Investing the Challenger Disaster

The January 1986 explosion of the space shuttle Challenger, at a cost of seven lives, has been analyzed from several managerial standpoints: poor decision-making, poor management control, and poor leadership have all been blamed. We can also see in this tragedy an example of the unethical use of organizational power.

It has been determined that the explosion that doomed the space shuttle was caused by poorly designed seals on the booster rockets. The boosters were manufactured by Morton Thiokol, a major defense contractor. When the U.S. Congress initiated its investigation of the causes of the disaster, it found several disturbing facts. To begin with, several Morton Thiokol engineers had warned that the boosters were unsafe early in the design stage, but no one listened. Once the boosters were in production, engineers again warned of possible problems, but to no avail. The company kept the information quiet.

Equally disturbing was the fact that after two company engineers testified in the congressional hearing, they were abruptly transferred to undesirable assignments elsewhere in the company. When asked by Congress whether they thought their transfers were in retaliation for their whistleblowing, both engineers responded yes. One noted, “I feel I was set aside so I would not have contact with the people from NASA.” The company had, in effect, used its power to try to isolate those who talked freely with the congressional investigators.

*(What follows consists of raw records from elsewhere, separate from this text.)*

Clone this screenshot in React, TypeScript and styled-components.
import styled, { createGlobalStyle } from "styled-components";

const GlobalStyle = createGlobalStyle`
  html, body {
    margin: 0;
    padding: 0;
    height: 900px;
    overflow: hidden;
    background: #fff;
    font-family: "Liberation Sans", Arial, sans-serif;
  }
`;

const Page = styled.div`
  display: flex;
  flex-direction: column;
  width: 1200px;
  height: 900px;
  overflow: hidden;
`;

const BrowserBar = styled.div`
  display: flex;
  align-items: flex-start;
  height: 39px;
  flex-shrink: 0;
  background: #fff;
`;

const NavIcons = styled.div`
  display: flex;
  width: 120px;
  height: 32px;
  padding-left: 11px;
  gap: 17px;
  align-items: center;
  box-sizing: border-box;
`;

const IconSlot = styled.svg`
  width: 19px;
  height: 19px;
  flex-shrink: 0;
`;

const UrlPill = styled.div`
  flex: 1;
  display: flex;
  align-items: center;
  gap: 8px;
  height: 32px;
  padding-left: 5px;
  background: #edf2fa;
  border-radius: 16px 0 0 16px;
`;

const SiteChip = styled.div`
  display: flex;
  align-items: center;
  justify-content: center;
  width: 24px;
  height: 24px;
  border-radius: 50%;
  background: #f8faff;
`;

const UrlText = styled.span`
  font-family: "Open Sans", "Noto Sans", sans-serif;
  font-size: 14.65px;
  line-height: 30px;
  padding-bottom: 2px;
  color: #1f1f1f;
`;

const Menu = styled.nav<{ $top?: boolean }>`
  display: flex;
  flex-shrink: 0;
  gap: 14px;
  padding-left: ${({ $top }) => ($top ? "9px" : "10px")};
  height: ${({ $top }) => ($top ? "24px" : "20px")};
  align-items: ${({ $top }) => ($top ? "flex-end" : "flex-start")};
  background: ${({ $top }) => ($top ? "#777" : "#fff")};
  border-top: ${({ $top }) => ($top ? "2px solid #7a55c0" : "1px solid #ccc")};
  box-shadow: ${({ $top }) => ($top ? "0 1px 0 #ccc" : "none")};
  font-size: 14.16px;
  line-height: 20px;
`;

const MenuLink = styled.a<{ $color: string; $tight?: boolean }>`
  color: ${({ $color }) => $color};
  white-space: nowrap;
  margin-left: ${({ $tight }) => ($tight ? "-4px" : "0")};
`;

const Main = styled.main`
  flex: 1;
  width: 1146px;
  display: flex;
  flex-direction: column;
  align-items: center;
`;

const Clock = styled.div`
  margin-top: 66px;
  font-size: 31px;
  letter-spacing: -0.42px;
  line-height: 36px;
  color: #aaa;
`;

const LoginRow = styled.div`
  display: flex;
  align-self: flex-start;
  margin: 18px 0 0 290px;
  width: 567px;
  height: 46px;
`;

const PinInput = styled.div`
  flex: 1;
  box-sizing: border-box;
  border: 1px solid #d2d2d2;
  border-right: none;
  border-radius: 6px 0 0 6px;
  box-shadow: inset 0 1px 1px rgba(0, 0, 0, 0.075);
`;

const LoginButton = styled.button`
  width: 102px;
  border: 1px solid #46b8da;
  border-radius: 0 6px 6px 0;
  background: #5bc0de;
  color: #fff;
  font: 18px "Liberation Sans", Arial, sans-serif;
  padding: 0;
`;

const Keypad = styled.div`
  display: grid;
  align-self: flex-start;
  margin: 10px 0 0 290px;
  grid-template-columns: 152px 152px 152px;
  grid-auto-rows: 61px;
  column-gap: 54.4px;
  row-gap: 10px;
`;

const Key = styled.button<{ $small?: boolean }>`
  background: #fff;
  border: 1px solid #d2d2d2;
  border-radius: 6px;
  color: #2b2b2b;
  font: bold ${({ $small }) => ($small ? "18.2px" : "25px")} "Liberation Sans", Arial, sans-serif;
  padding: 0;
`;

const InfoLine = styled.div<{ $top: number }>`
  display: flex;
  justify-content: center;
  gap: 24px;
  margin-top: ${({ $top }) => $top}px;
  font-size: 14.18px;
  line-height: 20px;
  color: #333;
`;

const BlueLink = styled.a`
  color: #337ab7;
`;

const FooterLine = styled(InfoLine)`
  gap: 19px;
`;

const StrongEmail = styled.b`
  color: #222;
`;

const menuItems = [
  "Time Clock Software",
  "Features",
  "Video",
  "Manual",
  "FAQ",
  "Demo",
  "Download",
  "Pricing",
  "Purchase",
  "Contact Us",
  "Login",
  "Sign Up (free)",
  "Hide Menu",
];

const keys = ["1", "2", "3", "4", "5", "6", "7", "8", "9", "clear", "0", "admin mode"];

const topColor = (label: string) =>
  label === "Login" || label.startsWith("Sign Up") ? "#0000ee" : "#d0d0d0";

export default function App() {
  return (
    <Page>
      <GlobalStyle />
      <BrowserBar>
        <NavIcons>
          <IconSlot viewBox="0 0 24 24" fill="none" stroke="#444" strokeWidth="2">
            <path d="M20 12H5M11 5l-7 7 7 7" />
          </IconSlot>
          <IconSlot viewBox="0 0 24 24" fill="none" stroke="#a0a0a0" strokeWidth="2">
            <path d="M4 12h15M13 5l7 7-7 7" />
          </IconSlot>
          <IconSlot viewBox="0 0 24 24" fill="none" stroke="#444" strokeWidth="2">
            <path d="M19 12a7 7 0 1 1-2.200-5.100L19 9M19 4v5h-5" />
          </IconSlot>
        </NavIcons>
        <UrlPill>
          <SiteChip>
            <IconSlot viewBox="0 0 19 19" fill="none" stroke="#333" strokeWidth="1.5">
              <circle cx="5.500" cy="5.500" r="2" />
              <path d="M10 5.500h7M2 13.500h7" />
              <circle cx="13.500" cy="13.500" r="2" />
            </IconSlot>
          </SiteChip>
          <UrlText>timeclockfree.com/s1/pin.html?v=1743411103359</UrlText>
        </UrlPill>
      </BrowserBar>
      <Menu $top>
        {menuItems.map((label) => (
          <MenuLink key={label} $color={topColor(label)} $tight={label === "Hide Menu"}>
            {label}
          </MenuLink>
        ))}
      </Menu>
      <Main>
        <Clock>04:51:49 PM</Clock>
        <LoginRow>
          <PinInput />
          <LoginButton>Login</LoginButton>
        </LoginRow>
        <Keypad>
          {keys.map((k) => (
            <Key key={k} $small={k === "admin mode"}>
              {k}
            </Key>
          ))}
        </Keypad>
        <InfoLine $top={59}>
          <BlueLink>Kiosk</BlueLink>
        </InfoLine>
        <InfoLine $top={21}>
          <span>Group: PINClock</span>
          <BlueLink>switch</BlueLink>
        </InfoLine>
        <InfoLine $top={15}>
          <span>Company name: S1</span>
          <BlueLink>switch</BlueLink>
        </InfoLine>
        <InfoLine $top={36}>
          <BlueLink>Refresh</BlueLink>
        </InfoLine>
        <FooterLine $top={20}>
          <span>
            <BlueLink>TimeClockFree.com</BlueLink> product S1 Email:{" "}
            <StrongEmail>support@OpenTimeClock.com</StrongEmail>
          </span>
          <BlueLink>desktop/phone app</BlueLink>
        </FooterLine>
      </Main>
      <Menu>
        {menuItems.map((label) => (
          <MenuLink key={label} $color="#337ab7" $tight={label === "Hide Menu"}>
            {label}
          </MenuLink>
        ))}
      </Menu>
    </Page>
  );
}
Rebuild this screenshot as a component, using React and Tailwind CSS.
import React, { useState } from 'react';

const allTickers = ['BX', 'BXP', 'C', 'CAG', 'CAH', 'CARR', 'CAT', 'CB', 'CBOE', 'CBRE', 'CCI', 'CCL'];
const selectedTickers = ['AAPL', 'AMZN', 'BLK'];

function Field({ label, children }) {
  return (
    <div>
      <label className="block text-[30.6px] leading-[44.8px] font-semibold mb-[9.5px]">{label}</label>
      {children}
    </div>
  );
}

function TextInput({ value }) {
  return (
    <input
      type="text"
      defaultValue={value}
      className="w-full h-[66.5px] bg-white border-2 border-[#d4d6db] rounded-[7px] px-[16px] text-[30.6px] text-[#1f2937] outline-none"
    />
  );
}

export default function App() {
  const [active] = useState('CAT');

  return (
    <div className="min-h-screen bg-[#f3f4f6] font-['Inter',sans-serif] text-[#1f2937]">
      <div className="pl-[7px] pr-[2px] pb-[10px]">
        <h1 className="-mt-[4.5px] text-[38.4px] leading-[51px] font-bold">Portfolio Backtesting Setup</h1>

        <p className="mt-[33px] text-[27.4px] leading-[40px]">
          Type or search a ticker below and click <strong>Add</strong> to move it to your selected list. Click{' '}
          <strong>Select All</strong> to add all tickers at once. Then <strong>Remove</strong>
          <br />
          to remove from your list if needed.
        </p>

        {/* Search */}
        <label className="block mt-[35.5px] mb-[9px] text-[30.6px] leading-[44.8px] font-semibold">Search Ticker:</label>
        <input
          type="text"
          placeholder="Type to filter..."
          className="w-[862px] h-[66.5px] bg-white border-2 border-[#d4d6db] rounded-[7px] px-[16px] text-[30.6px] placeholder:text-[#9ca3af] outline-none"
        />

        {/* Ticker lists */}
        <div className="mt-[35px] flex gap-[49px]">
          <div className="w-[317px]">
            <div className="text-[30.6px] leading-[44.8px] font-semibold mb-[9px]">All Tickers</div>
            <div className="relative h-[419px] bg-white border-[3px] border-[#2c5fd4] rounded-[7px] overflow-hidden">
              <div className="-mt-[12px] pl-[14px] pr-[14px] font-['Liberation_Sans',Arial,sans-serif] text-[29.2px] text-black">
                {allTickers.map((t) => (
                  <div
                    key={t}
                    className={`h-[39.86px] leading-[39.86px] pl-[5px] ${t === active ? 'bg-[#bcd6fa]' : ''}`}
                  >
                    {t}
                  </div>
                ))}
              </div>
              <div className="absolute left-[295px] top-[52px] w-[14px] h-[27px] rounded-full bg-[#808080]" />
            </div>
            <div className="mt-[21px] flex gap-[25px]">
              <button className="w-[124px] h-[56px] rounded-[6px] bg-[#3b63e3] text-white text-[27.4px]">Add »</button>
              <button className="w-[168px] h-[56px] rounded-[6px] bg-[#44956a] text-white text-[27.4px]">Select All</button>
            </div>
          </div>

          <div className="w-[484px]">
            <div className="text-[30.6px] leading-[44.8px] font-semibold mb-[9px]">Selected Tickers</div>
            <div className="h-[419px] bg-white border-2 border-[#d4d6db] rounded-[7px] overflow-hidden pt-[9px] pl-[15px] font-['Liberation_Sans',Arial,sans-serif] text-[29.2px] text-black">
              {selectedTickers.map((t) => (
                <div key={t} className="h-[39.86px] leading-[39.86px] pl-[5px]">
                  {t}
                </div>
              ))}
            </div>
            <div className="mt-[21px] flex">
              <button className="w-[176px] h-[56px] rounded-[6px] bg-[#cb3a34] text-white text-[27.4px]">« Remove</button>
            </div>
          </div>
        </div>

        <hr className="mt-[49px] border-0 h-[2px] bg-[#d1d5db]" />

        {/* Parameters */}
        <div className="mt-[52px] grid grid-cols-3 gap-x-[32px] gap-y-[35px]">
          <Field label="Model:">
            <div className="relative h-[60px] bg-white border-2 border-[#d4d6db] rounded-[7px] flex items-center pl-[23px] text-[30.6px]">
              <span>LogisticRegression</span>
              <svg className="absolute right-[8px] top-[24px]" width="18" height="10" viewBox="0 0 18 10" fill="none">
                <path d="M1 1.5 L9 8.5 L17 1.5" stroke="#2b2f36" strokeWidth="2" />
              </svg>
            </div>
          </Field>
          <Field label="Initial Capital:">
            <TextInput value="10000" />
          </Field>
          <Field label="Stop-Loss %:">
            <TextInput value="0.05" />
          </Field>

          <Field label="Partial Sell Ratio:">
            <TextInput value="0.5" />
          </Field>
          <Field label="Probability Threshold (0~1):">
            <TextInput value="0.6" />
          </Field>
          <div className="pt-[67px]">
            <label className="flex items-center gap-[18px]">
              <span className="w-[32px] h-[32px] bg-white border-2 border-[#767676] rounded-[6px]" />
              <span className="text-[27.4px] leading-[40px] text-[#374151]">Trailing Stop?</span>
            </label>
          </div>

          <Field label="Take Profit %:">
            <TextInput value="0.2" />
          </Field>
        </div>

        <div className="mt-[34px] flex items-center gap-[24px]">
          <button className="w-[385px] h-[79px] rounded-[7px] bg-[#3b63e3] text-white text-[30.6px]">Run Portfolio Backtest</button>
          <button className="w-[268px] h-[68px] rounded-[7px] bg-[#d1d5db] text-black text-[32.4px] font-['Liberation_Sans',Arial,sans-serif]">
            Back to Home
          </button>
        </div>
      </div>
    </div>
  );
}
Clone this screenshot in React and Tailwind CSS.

In its defense, Morton Thiokol responded that it had demoted no one as a result of the investigation. “We’ve changed a lot of duties . . . because we’re reorganizing,” a management representative said.

Sources: A. E. Tenbrussel and M. Bazerman, Blind Spots: Why we Fail to Do What’s Right and What to Do About It,” (Princeton, N.J.: Princeton University Press), © 2012; A. J. McDonald, “Ethics Lessons Learned From the Challenger Disaster,” National Society of Professional Engineers, July 17, 2015; “Two Critics of Shuttle Perished,” Register-Guard, May 11, 1986, pp. 1 and 4.

Concept Check

  1. How is power used in organizations?
  2. How can managers use strategy to counteract the negative use of power in organizations?